▸ **Your instructions**:
Your output is the lines from the first one to the one containing "192c-20 80 38", repeated exactly, with images left out.

-- begin Raw data --

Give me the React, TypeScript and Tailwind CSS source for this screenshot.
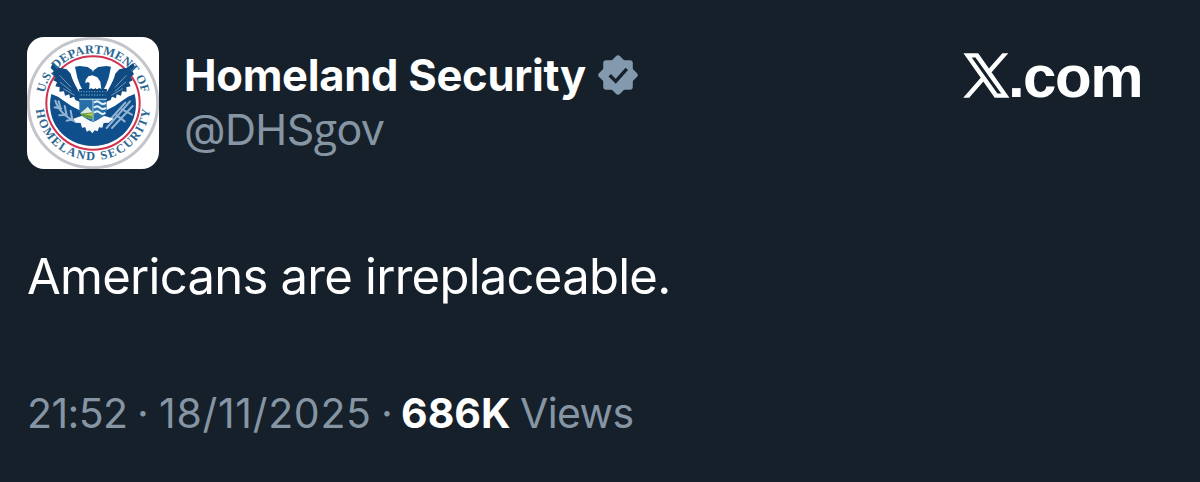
function Seal() {
  return (
    <svg viewBox="21 21 396 396" className="size-full">
      <defs>
        <path id="arc-top" d="M70 219a149 149 0 0 1 298 0" />
        <path id="arc-bottom" d="M47 219a172 172 0 0 0 344 0" />
        <g id="wing">
          <path
            d="M98 99l20 14 22 5 13 14 8 22 14 22 7 14-2 26-14-6-4-10-12 5-2-12-13 4-3-13-14 1 1-13-13-3 5-12-11-6 6-10-10-8 5-10-9-9z"
            fill="#114a80"
          />
          <path d="M119 136l34 36M120 156l34 28M130 176l34 20" stroke="#6f9cc0" strokeWidth="3" fill="none" />
          <path d="M165 110l14-2 24 3 14 10 5 14v46h-34l-8-16-8-22z" fill="#0f4f8b" />
          <path d="M150 122l11 6 16 40 14 22-9 4-16-28-10-22z" fill="#fff" />
        </g>
      </defs>
      <circle cx="219" cy="219" r="194" fill="#fff" stroke="#c3c5cb" strokeWidth="9" />
      <circle cx="219" cy="219" r="140" fill="#fff" stroke="#cf3350" strokeWidth="6" />

      {/* lower field */}
      <path d="M94 192c-20 80 38 156 125 156s145-76 125-156l-20 8-40 28-28 14h-74l-28-14-40-28z" fill="#0f4f8b" />

      {/* olive branch and arrows */}
      <g stroke="#93b4d3" strokeWidth="6" fill="none" strokeLinecap="round">
        <path d="M106 212c8 28 26 46 62 64M104 232l20 4M116 214l6 22M118 256l20-2M134 228l6 28M140 272l18-4M152 242l4 22" />
        <path d="M330 214l-70 80M338 228l-62 66M316 218l-52 58M306 238l30 16M290 256l24 18" />
      </g>

      {/* eagle */}
      <use href="#wing" />
      <use href="#wing" transform="matrix(-1 0 0 1 438 0)" />
      <path d="M180 180h78v24h-78z" fill="#0f4f8b" />
      <path d="M197 150l8-11 12-3 15 6 9 13 3 22-7-4-5 7-6-6-6 6-6-6-7 5 2-19-5-4-8 4z" fill="#fff" />
      <path
        d="M160 266l24-8 33 4 38-4 26 8-16 12-14 1-4 14-10-1-4 12-9-3-7 9-8-9-9 4-4-13-10 1-4-14-14-1z"
        fill="#f7fafb"
      />

      {/* shield */}
      <path d="M178 177h82v62c0 17-20 28-41 37-21-9-41-20-41-37z" fill="#286fa9" />
      <path d="M178 177h82v28h-82z" fill="#0b477c" />
      <path d="M182 185h74M182 195h74" stroke="#5791bd" strokeWidth="4" strokeDasharray="4 4" />
      <path d="M178 208h82M219 208v66" stroke="#b9d4e5" strokeWidth="3" />
      <path d="M222 218q9-8 18 0t18 0M222 233q9-8 18 0t18 0M222 248q9-8 18 0t16 0" stroke="#e3f3fa" strokeWidth="6" fill="none" />
      <path d="M181 250l14-12 8-8 15 17v20c-16-1-28-6-37-17z" fill="#dce9df" />
      <path d="M180 251l38-4v20c-16-1-29-6-38-16z" fill="#5b9b43" />
      <path d="M192 253l26-3v8z" fill="#c8c94e" />

      <g fontFamily="'Liberation Serif', serif" fontWeight="700" fontSize="37" fill="#2b6591">
        <text>
          <textPath href="#arc-top" startOffset="30" textLength="408">U.S. DEPARTMENT OF</textPath>
        </text>
        <text>
          <textPath href="#arc-bottom" startOffset="20" textLength="500">HOMELAND SECURITY</textPath>
        </text>
      </g>
    </svg>
  );
}

function VerifiedBadge() {
  return (
    <svg viewBox="-21 -21 42 42" className="size-[42px]">
      <g fill="#8299ae">
        <rect x="-14.8" y="-14.8" width="29.6" height="29.6" rx="3" />
        <rect x="-14.8" y="-14.8" width="29.6" height="29.6" rx="3" transform="rotate(45)" />
      </g>
      <path d="M-8.3 .3l6 6L8.8-6.2" fill="none" stroke="#16202a" strokeWidth="3.4" />
    </svg>
  );
}

function XLogo() {
  return (
    <svg viewBox="0 0 24 24" className="mt-[17px] h-[43px] w-[43px] overflow-visible">
      <path
        fill="#fff"
        stroke="#fff"
        strokeWidth=".9"
        d="M14.258 10.152L23.176 0h-2.113l-7.747 8.813L7.133 0H0l9.352 13.328L0 23.973h2.113l8.176-9.309 6.531 9.309h7.133zm-2.895 3.293l-.949-1.328L2.875 1.56h3.246l6.086 8.523.945 1.328 7.91 11.078h-3.246zm0 0"
      />
    </svg>
  );
}

export default function App() {
  return (
    <div className="h-[482px] w-[1200px] overflow-hidden bg-[#16202a] px-[27px] pt-[37px] font-['Inter',sans-serif] whitespace-nowrap text-[#8595a4]">
      <header className="flex items-start">
        <div className="size-[132px] overflow-hidden rounded-[17px] bg-white">
          <Seal />
        </div>
        <div className="ml-[25px] pt-[11px]">
          <div className="flex items-center text-[43.5px] leading-[54px] font-bold text-white">
            <span className="mr-[11px] tracking-[-0.27px]">Homeland Security</span>
            <VerifiedBadge />
          </div>
          <div className="text-[43px] leading-[54px] tracking-[-0.6px]">
            @DHS<span className="font-['Open_Sans',sans-serif]">g</span>ov
          </div>
        </div>
        <div className="mr-[31px] ml-auto flex text-white">
          <XLogo />
          <span className="font-['Liberation_Sans',sans-serif] text-[60px] leading-[80px] font-bold tracking-[-1.5px]">.com</span>
        </div>
      </header>
      <p className="mt-[72px] w-max text-[49px] leading-[72px] tracking-[-0.74px] text-white">Americans are irreplaceable.</p>
      <div className="mt-[72px] flex text-[41px] leading-[56px]">
        <span className="w-[110px] tracking-[-0.6px]">21:52</span>
        <span className="w-[22px]">·</span>
        <span className="w-[222px] tracking-[0.7px]">18/11/2025</span>
        <span className="w-[20px]">·</span>
        <b className="w-[119px] font-bold text-white">686K</b>
        <span className="tracking-[-0.6px]">Views</span>
      </div>
    </div>
  );
}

-- end Raw data --

▸ **Task response**:
Give me the React, TypeScript and Tailwind CSS source for this screenshot.
function Seal() {
  return (
    <svg viewBox="21 21 396 396" className="size-full">
      <defs>
        <path id="arc-top" d="M70 219a149 149 0 0 1 298 0" />
        <path id="arc-bottom" d="M47 219a172 172 0 0 0 344 0" />
        <g id="wing">
          <path
            d="M98 99l20 14 22 5 13 14 8 22 14 22 7 14-2 26-14-6-4-10-12 5-2-12-13 4-3-13-14 1 1-13-13-3 5-12-11-6 6-10-10-8 5-10-9-9z"
            fill="#114a80"
          />
          <path d="M119 136l34 36M120 156l34 28M130 176l34 20" stroke="#6f9cc0" strokeWidth="3" fill="none" />
          <path d="M165 110l14-2 24 3 14 10 5 14v46h-34l-8-16-8-22z" fill="#0f4f8b" />
          <path d="M150 122l11 6 16 40 14 22-9 4-16-28-10-22z" fill="#fff" />
        </g>
      </defs>
      <circle cx="219" cy="219" r="194" fill="#fff" stroke="#c3c5cb" strokeWidth="9" />
      <circle cx="219" cy="219" r="140" fill="#fff" stroke="#cf3350" strokeWidth="6" />

      {/* lower field */}
      <path d="M94 192c-20 80 38 156 125 156s145-76 125-156l-20 8-40 28-28 14h-74l-28-14-40-28z" fill="#0f4f8b" />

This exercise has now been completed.